Big Five Inventory 2 Extra Short Form (BFI-2-XS; Soto & John, 2017) is a 15-item self-report measure of the Big Five. Reliabilities for the BFI-2-XS ranged from Ω = .55 for Openness-to-experience to Ω = .78 for Neuroticism.
Short UPPS-P Impulsivity Scale (SUPPS-P). To assess impulsivity, we used the Premeditation (Ω = .77) and Perseverance (Ω = .78) scales from the SUPPS-P (Cyders et al., 2014), rated using a 4-point Likert-type scale ranging from “Strongly Disagree” (1) to “Strongly Agree” (4).
The Scale of Unpleasant Relational Conduct Effects (SOURCE; Lawton, 2014; Oltmanns & Widiger, 2018) is a four-item scale that assesses social impairment (Ω = .86), via interpersonal difficulties, including being hard to like and difficult to get along with, and difficulty co-operating and makes others feel uncomfortable.
Individual Work Performance Questionnaire (IWPQ; Koopmans et al., 2014a) has 23 items that assess four dimensions of work performance: task, contextual (i.e., organizational citizenship behavior), adaptive, and counterproductive (Koopmans et al., 2014b). Contextual performance (Ω = .87) and counterproductive work behavior (Ω = .79) were included in this study.
Exploratory Post Hoc Measures
Short Dark Tetrad (SD4; Paulhus et al., 2020) is a 28-item scale that assesses psychopathy (Ω = .81), narcissism (Ω = .88), Machiavellianism (Ω = .82), and sadism (Ω = .88).
Interpersonal Adjustment (Neumann et al., 2022). Interpersonal Adjustment, the ability to relate to others, was measured using the item: “Many people dislike me.”
Misinformation sharing (Littrell et al., 2023). Misinformation sharing, the deliberate communication of information known to be false, was measured using the item: “I share information on social media about politics even though I believe it may be false.”
Interpersonal Circumplex (IPIP-IPC; Markey & Markey, 2009). The Unassuming-Submissive (Ω = .49) and Unassuming-Ingenuous sub-scales (Ω = .73) of the IPIP-IPC were used to assess levels of dominance and warmth (Markey & Markey, 2009).

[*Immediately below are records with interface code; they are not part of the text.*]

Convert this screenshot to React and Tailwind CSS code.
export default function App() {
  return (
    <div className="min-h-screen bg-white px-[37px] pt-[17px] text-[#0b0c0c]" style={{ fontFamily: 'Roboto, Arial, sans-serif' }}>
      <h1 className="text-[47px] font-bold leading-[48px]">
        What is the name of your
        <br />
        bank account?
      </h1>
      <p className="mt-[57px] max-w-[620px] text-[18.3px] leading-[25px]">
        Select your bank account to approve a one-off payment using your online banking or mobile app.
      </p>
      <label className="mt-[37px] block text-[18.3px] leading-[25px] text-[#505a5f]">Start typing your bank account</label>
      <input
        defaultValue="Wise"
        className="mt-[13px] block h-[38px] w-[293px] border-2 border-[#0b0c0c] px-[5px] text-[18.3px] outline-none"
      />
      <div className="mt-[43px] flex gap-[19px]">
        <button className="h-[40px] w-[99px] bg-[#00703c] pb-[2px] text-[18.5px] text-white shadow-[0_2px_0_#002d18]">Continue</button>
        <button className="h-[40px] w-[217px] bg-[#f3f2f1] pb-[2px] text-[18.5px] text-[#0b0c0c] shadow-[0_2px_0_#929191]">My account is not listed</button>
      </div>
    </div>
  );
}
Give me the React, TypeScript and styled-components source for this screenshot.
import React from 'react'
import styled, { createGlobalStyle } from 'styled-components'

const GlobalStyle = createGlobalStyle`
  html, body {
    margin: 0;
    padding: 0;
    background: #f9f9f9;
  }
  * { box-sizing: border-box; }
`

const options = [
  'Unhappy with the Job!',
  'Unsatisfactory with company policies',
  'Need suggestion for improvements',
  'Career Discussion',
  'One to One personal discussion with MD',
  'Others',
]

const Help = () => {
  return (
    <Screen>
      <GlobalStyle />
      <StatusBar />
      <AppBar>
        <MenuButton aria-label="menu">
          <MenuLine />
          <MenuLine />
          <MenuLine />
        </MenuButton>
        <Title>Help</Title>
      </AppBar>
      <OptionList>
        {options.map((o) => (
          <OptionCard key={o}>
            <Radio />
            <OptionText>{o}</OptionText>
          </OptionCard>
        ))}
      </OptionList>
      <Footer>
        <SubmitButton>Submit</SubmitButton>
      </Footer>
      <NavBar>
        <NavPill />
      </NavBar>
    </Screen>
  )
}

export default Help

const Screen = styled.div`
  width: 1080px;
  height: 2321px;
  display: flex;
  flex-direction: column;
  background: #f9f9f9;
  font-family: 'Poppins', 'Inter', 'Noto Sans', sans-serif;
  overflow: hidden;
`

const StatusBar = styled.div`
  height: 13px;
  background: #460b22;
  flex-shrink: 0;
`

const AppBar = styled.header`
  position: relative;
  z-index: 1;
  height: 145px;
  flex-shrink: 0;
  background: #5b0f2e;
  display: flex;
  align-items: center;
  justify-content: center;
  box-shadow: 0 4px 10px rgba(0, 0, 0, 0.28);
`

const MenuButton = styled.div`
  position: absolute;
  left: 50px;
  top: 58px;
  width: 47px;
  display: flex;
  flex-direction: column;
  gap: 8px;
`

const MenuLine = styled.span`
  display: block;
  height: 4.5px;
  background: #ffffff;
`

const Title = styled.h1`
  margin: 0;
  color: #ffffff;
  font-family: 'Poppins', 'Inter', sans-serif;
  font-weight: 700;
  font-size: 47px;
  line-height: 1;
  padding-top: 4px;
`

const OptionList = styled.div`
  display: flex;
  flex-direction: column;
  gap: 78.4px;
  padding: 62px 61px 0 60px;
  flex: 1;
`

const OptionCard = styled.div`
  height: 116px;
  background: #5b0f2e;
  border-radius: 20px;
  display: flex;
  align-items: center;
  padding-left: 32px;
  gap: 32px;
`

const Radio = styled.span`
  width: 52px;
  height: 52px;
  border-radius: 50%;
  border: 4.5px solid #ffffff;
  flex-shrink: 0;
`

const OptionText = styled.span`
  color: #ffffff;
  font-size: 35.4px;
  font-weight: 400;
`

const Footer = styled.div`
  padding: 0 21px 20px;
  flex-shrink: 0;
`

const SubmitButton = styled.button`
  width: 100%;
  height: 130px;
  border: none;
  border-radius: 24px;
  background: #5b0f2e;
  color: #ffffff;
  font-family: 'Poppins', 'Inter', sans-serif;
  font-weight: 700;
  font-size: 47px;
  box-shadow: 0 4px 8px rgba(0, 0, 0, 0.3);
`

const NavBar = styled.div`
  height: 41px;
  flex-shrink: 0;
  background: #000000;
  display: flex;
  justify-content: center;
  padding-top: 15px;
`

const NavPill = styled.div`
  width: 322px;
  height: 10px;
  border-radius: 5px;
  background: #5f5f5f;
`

Anti-social behavior. Participants completed a series of items assessing the frequency of key anti-social behaviors, presented in a form similar to the Behavior Report Form (Paunonen & Ashton, 2001). The items (e.g., How many times have you . . . been fired?) were rated using a 5-point Likert-type response scale ranging from “Never” (1) to either “Daily” (5) or “Four or more times (4+)” (5), depending on whether the question asked about frequency or lifetime occurrence. A full list of the items is displayed in Table 9.
Results and Discussion
First, we calculated correlations between the EPA, FFNI, FFMI, and FDT scales and the other variables to examine the similarity or disparity in correlation profiles between the original and FDT scales. Table 7 displays profile similarities calculated using double entry intra-class correlation coefficients (McCrae, 2008).
Correlation Profiles of Dark Triad Scales and Outcomes in Study 3.
Focusing on convergent correlation profiles (e.g., psychopathy with psychopathy), the EPA, FFNI, and FFMI and the FDT are highly similar in terms of their relationships with the other variables assessed here. The mean intra-class correlation is .98 across all versions of the FDT, suggesting considerable convergence, even when the FDT assesses facets with just one item.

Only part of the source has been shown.